## Task description
Select the lines below containing the word "that".

## Input records
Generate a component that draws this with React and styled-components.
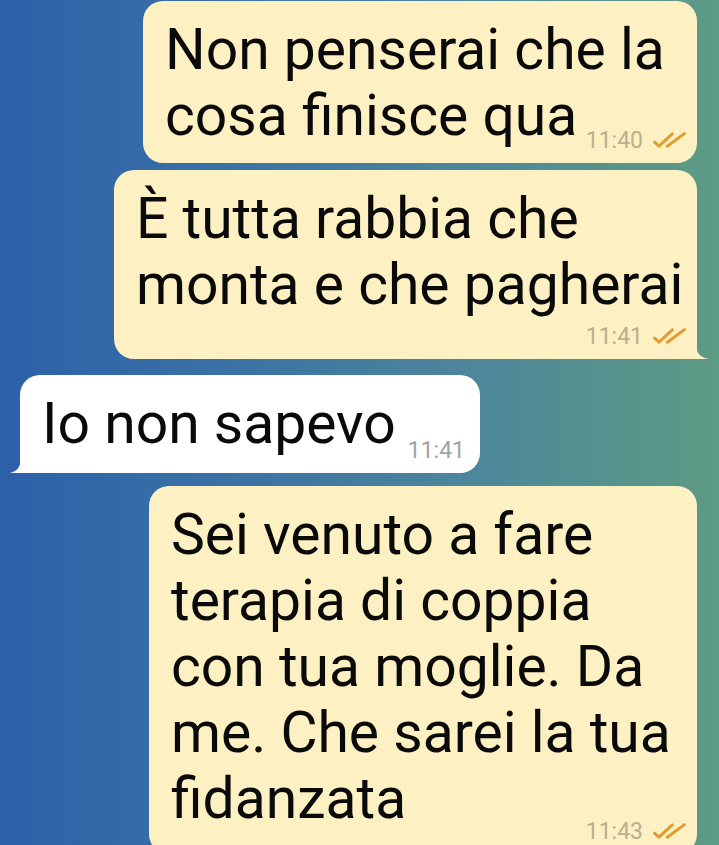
import React from 'react';
import styled, { createGlobalStyle } from 'styled-components';

const GlobalStyle = createGlobalStyle`
  html, body {
    margin: 0;
    padding: 0;
  }
  body {
    font-family: Roboto, "Noto Sans", sans-serif;
  }
`;

const Screen = styled.div`
  width: 719px;
  height: 845px;
  overflow: hidden;
  padding-top: 1px;
  box-sizing: border-box;
  background: linear-gradient(to right, #2c61a9 0%, #3a70a5 30%, #4d869b 65%, #5e9b84 100%);
`;

const Row = styled.div`
  display: flex;
  justify-content: ${p => (p.$out ? 'flex-end' : 'flex-start')};
  padding: ${p => (p.$out ? '0 22px 0 0' : '0 0 0 20px')};
  margin-top: ${p => p.$gap}px;
`;

const Bubble = styled.div`
  position: relative;
  box-sizing: border-box;
  width: ${p => p.$w}px;
  padding: 16px ${p => (p.$out ? 6 : 15)}px 11.4px 22px;
  background: ${p => (p.$out ? '#fdf0c2' : '#ffffff')};
  border-radius: 20px;
  ${p => p.$tail && (p.$out ? 'border-bottom-right-radius: 0;' : 'border-bottom-left-radius: 0;')}
`;

const Text = styled.div`
  display: flow-root;
  font-size: 57px;
  line-height: 66px;
  color: #0a0a0a;
`;

const Meta = styled.span`
  float: right;
  display: flex;
  align-items: center;
  gap: 10px;
  height: 23px;
  margin: ${p => p.$shift}px ${p => (p.$out ? 5 : 0)}px 0 8px;
  font-size: 23px;
  line-height: 23px;
  color: ${p => (p.$out ? '#bdae8d' : '#9ea49d')};
`;

const Tail = styled.svg`
  position: absolute;
  bottom: 0;
  ${p => (p.$out ? 'right: -12px;' : 'left: -10px;')}
`;

const Checks = () => (
  <svg width="33" height="16" viewBox="0 0 33 16" fill="none">
    <path d="M1.6 10.2 L6 14.2 L19.3 1.8" stroke="#e39c32" strokeWidth="3" strokeLinecap="round" strokeLinejoin="round" />
    <path d="M14.3 14.2 L31.4 1.6" stroke="#e39c32" strokeWidth="3" strokeLinecap="round" />
  </svg>
);

const messages = [
  { out: true, gap: 0, w: 554, time: '11:40', shift: 45.6, text: 'Non penserai che la cosa finisce qua' },
  { out: true, gap: 7, w: 583, time: '11:41', shift: 7, tail: true, text: 'È tutta rabbia che monta e che pagherai' },
  { out: false, gap: 16, w: 460, time: '11:41', shift: 47.6, tail: true, text: 'Io non sapevo' },
  { out: true, gap: 13, w: 548, time: '11:43', shift: 53.6, text: 'Sei venuto a fare terapia di coppia con tua moglie. Da me. Che sarei la tua fidanzata' },
];

const Message = ({ m }) => (
  <Row $out={m.out} $gap={m.gap}>
    <Bubble $out={m.out} $w={m.w} $tail={m.tail}>
      <Text>
        {m.text}
        <Meta $out={m.out} $shift={m.shift}>
          <span>{m.time}</span>
          {m.out && <Checks />}
        </Meta>
      </Text>
      {m.tail && (
        m.out ? (
          <Tail $out width="13" height="14" viewBox="0 0 13 14">
            <path d="M0 0 C0.5 8 4 12.5 13 14 L0 14 Z" fill="#fdf0c2" />
          </Tail>
        ) : (
          <Tail width="11" height="14" viewBox="0 0 11 14">
            <path d="M11 0 C10.5 8 7 12.5 0 14 L11 14 Z" fill="#ffffff" />
          </Tail>
        )
      )}
    </Bubble>
  </Row>
);

export default function App() {
  return (
    <>
      <GlobalStyle />
      <Screen>
        {messages.map((m, i) => (
          <Message key={i} m={m} />
        ))}
      </Screen>
    </>
  );
}
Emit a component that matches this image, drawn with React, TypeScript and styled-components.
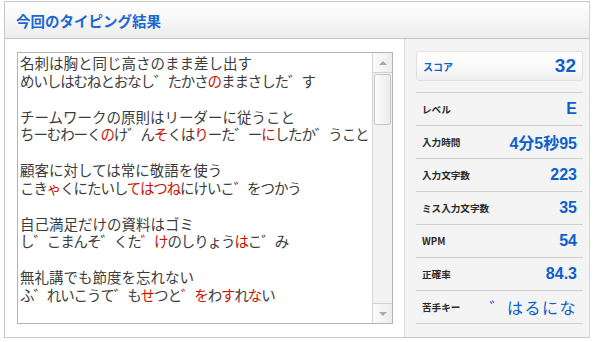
import styled, { createGlobalStyle } from "styled-components";

const GlobalStyle = createGlobalStyle`
  body {
    margin: 0;
    background: #ffffff;
    font-family: "Noto Sans CJK JP", "Liberation Sans", sans-serif;
  }
`;

// 例文とかな入力を交互に並べる（空行で区切り）
const TYPED_LINES = [
  "名刺は胸と同じ高さのまま差し出す",
  "めいしはむねとおなし゛たかさ{の}ままさした゛す",
  "",
  "チームワークの原則はリーダーに従うこと",
  "ちーむわーく{の}け゛ん{そ}くは{り}ーた゛ー{に}したか゛うこと",
  "",
  "顧客に対しては常に敬語を使う",
  "こき{ゃ}くにたいし{てはつね}にけいこ゛をつかう",
  "",
  "自己満足だけの資料はゴミ",
  "し゛こまんそ゛くた{゛け}のしりょう{は}こ゛み",
  "",
  "無礼講でも節度を忘れない",
  "ふ゛れいこうて゛も{せ}つと{゛を}わ{す}れ{な}い",
];

const STATS = [
  { label: "レベル", value: "E" },
  { label: "入力時間", value: "4分5秒95" },
  { label: "入力文字数", value: "223" },
  { label: "ミス入力文字数", value: "35" },
  { label: "WPM", value: "54" },
  { label: "正確率", value: "84.3" },
  { label: "苦手キー", value: "゛はるにな", $soft: true },
];

// {...} で囲んだ部分をミス表示にする
function parseLine(line: string) {
  const parts: { text: string; miss: boolean }[] = [];
  const re = /\{([^}]*)\}|([^{]+)/g;
  let m: RegExpExecArray | null;
  while ((m = re.exec(line))) {
    if (m[1] !== undefined) parts.push({ text: m[1], miss: true });
    else parts.push({ text: m[2], miss: false });
  }
  return parts;
}

function App() {
  return (
    <>
      <GlobalStyle />
      <Panel>
        <Header>
          <Title>今回のタイピング結果</Title>
        </Header>
        <Body>
          <LeftPane>
            <TextBox>
              <TextArea>
                {TYPED_LINES.map((line, i) => (
                  <Line key={i} $kana={i % 3 === 1}>
                    {line === ""
                      ? "\u00a0"
                      : parseLine(line).map((p, j) =>
                          p.miss ? <Miss key={j}>{p.text}</Miss> : <span key={j}>{p.text}</span>
                        )}
                  </Line>
                ))}
              </TextArea>
              <ScrollBar>
                <ArrowButton $dir="up" />
                <Thumb />
                <Track />
                <ArrowButton $dir="down" />
              </ScrollBar>
            </TextBox>
          </LeftPane>
          <RightPane>
            <ScoreBox>
              <ScoreLabel>スコア</ScoreLabel>
              <ScoreValue>32</ScoreValue>
            </ScoreBox>
            <StatList>
              {STATS.map((s) => (
                <StatRow key={s.label}>
                  <StatLabel>{s.label}</StatLabel>
                  <StatValue $soft={!!s.$soft}>{s.value}</StatValue>
                </StatRow>
              ))}
            </StatList>
          </RightPane>
        </Body>
      </Panel>
    </>
  );
}

export default App;

const Panel = styled.div`
  width: 584px;
  margin: 1px 0 0 4px;
  border: 1px solid #c8c8c8;
  border-right-color: #d4d4d4;
`;

const Header = styled.div`
  display: flex;
  align-items: center;
  height: 36px;
  padding-left: 11px;
  background: linear-gradient(to bottom, #fefefe 0%, #f7f7f7 50%, #ececec 100%);
  border-bottom: 1px solid #c4c4c4;
`;

const Title = styled.h1`
  margin: 0;
  font-size: 14.5px;
  font-weight: 700;
  color: #1b68cf;
`;

const Body = styled.div`
  display: flex;
  height: 298px;
`;

const LeftPane = styled.div`
  width: 387px;
  padding: 13px 0 0 12px;
  background: #ffffff;
  border-right: 1px solid #dcdcdc;
`;

const TextBox = styled.div`
  display: flex;
  width: 376px;
  height: 272px;
  box-sizing: border-box;
  border: 1px solid #b4b4b4;
  background: #ffffff;
`;

const TextArea = styled.div`
  flex: 1;
  padding: 1px 0 0 2px;
  font-family: "Noto Sans CJK JP", sans-serif;
  font-size: 14.5px;
  line-height: 17.85px;
  color: #3c3c3c;
  white-space: nowrap;
`;

const Line = styled.div<{ $kana: boolean }>`
  height: 17.85px;
  letter-spacing: ${({ $kana }) => ($kana ? "-1.1px" : "0")};
`;

const Miss = styled.span`
  color: #c81400;
`;

const ScrollBar = styled.div`
  display: flex;
  flex-direction: column;
  width: 19px;
  border-left: 1px solid #d6d6d6;
  background: #f2f2f2;
`;

const ArrowButton = styled.div<{ $dir: "up" | "down" }>`
  display: flex;
  justify-content: center;
  align-items: center;
  height: 19px;
  background: linear-gradient(to right, #fafafa, #ececec);
  border-bottom: ${({ $dir }) => ($dir === "up" ? "1px solid #d2d2d2" : "none")};
  border-top: ${({ $dir }) => ($dir === "down" ? "1px solid #d2d2d2" : "none")};

  &::before {
    content: "";
    width: 0;
    height: 0;
    border-left: 4px solid transparent;
    border-right: 4px solid transparent;
    ${({ $dir }) =>
      $dir === "up" ? "border-bottom: 4px solid #a8a8a8;" : "border-top: 4px solid #a8a8a8;"}
  }
`;

const Thumb = styled.div`
  height: 49px;
  margin: 1px 1px 0;
  border: 1px solid #c8c8c8;
  border-radius: 2px;
  background: linear-gradient(to right, #fdfdfd, #ebebeb);
`;

const Track = styled.div`
  flex: 1;
`;

const RightPane = styled.div`
  flex: 1;
  padding: 12px 6px 0 11px;
  background: #f4f4f4;
`;

const ScoreBox = styled.div`
  display: flex;
  align-items: center;
  justify-content: space-between;
  height: 30px;
  box-sizing: border-box;
  padding: 0 6px;
  border: 1px solid #e0e0e0;
  border-radius: 3px;
  background: linear-gradient(to bottom, #ffffff 0%, #f9f9f9 60%, #efefef 100%);
`;

const ScoreLabel = styled.span`
  font-size: 10px;
  font-weight: 700;
  color: #1060cc;
`;

const ScoreValue = styled.span`
  font-family: "Liberation Sans", Arial, sans-serif;
  font-size: 19px;
  font-weight: 700;
  color: #0d5fcd;
`;

const StatList = styled.div`
  margin-top: 11px;
  border-bottom: 1px solid #cfcfcf;
`;

const StatRow = styled.div`
  display: flex;
  align-items: center;
  justify-content: space-between;
  height: 32px;
  padding: 0 6px;
  border-top: 1px solid #cfcfcf;
`;

const StatLabel = styled.span`
  font-size: 9.6px;
  font-weight: 700;
  color: #2a2a2a;
`;

const StatValue = styled.span<{ $soft: boolean }>`
  font-family: "Liberation Sans", Arial, "Noto Sans CJK JP", sans-serif;
  font-size: 16px;
  font-weight: ${({ $soft }) => ($soft ? 400 : 700)};
  letter-spacing: ${({ $soft }) => ($soft ? "1.5px" : "0")};
  color: #0d5fcd;
`;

## Correct response
Generate a component that draws this with React and styled-components.
Emit a component that matches this image, drawn with React, TypeScript and styled-components.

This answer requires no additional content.